Overall, there does not appear to be too much surprising based on the outputs seen above. The irregular plot shows a number of outliers starting in 2010, but this might just be a result of the recovery from the 2008 recession and do not appear to be noteworthy in the original plot. The seasonal plot is a little more interesting in that it makes clear that its variance is not monotonic: the variance between seasonality peaks has a period between ~1995 and ~2003 in which it decreases and slowly rises again. The trend graph also aligns with expectations: a general rise over time with the effect of larger economic events (i.e. the 2008 recession) clearly visible.

Exercise 3.9

Description

Figures 3.19 and 3.20 show the result of decomposing the number of persons in the civilian labour force in Australia each month from February 1978 to August 1995.

  1. Write about 3–5 sentences describing the results of the decomposition. Pay particular attention to the scales of the graphs in making your interpretation.
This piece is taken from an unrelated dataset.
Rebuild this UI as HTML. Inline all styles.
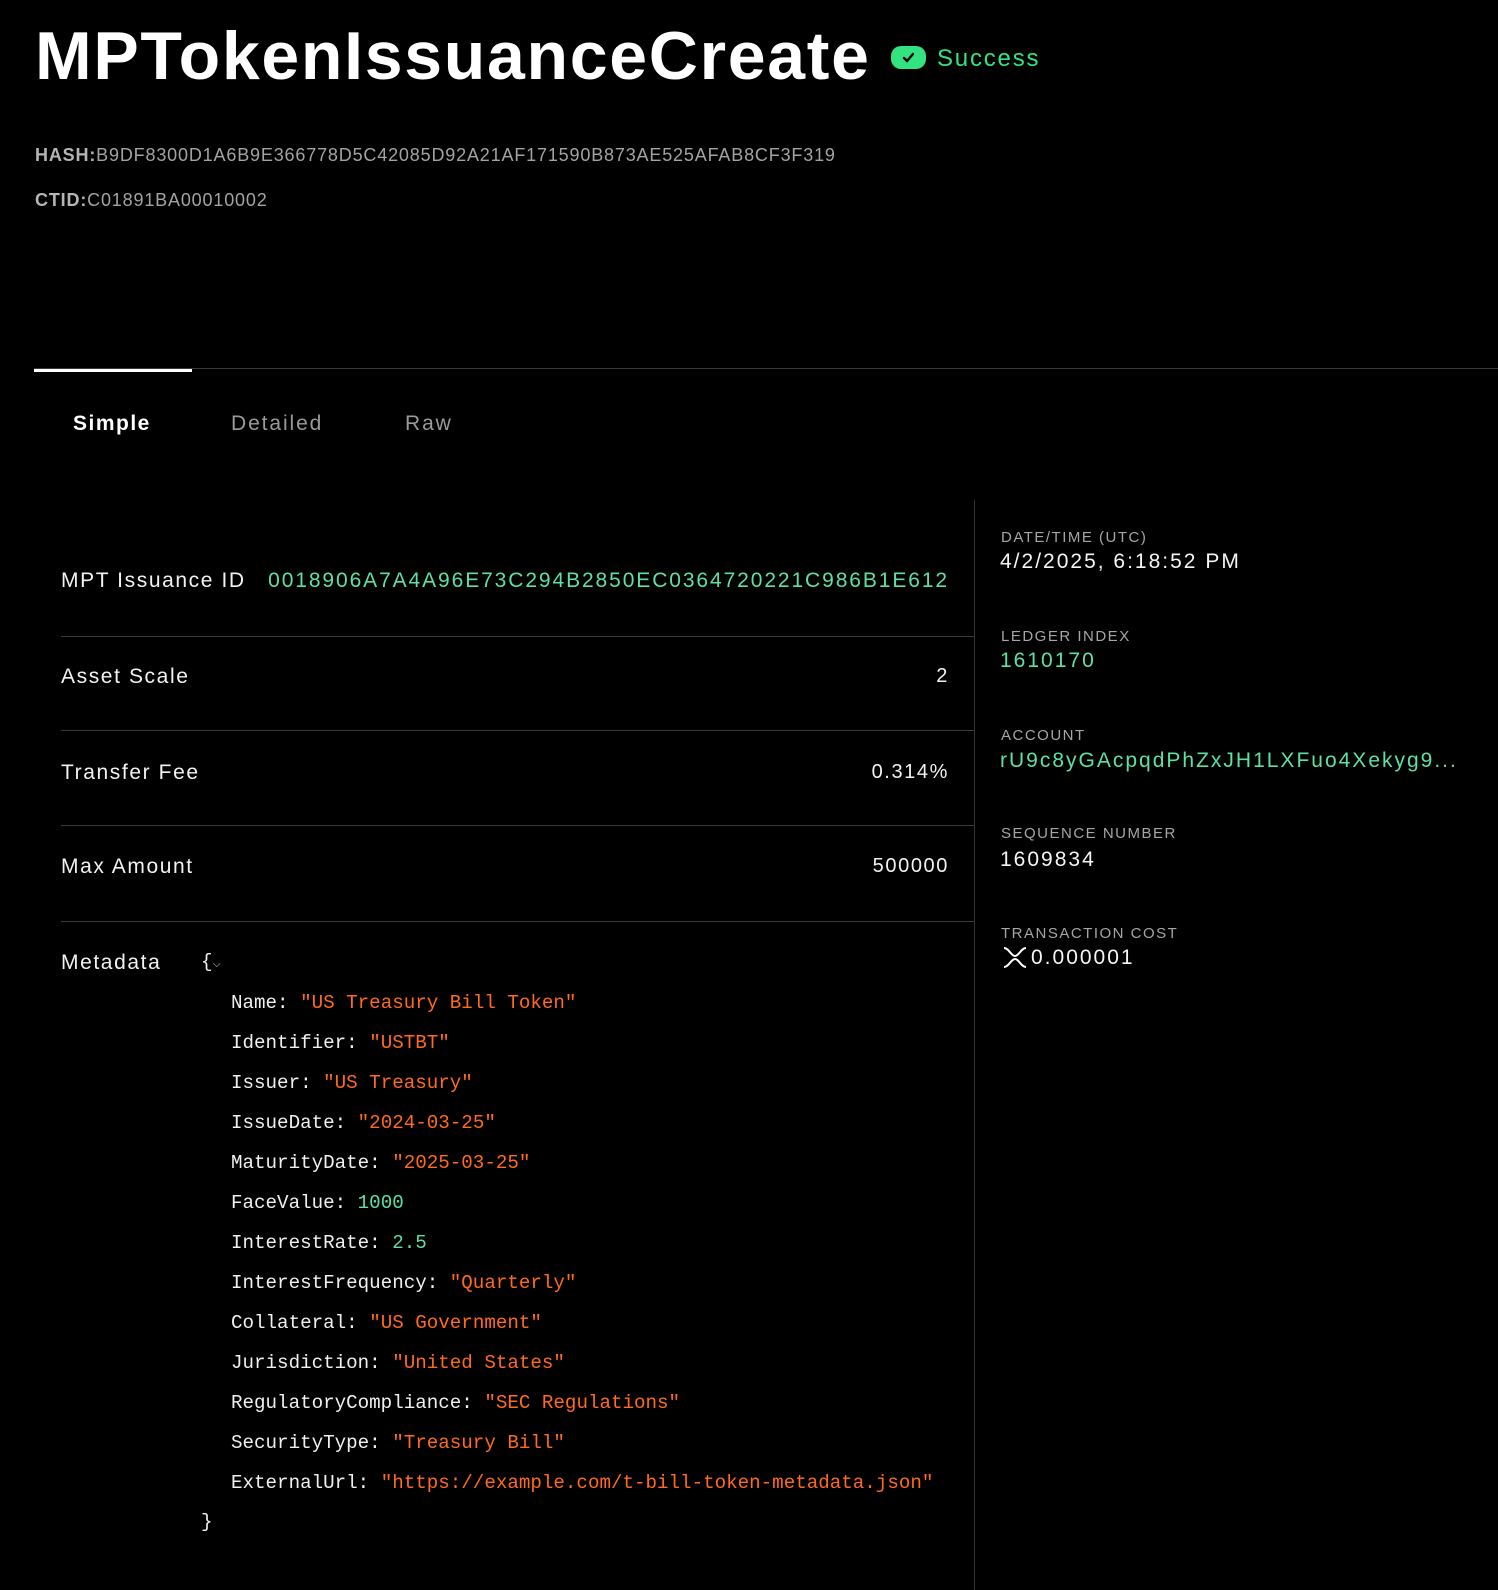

  2. Is the recession of 1991/1992 visible in the estimated components?

Solution

The results of the decomposition largely align with what we might expect from labor force data. The trend component shows a steady upward trajectory over the period, consistent with long-term economic growth. The seasonal component highlights clear, predictable fluctuations each year, with changes on the order of ~100 units in either direction (about two orders of magnitude less than the scale used in the original plot). The remainder plot is more interesting, particularly around 1991/1992, where we see a marked deviation from the usual residual noise, likely reflecting the impact of the early 1990s recession. While the scales suggest these irregularities are notable, they don’t drastically shift the overall trend or seasonal patterns.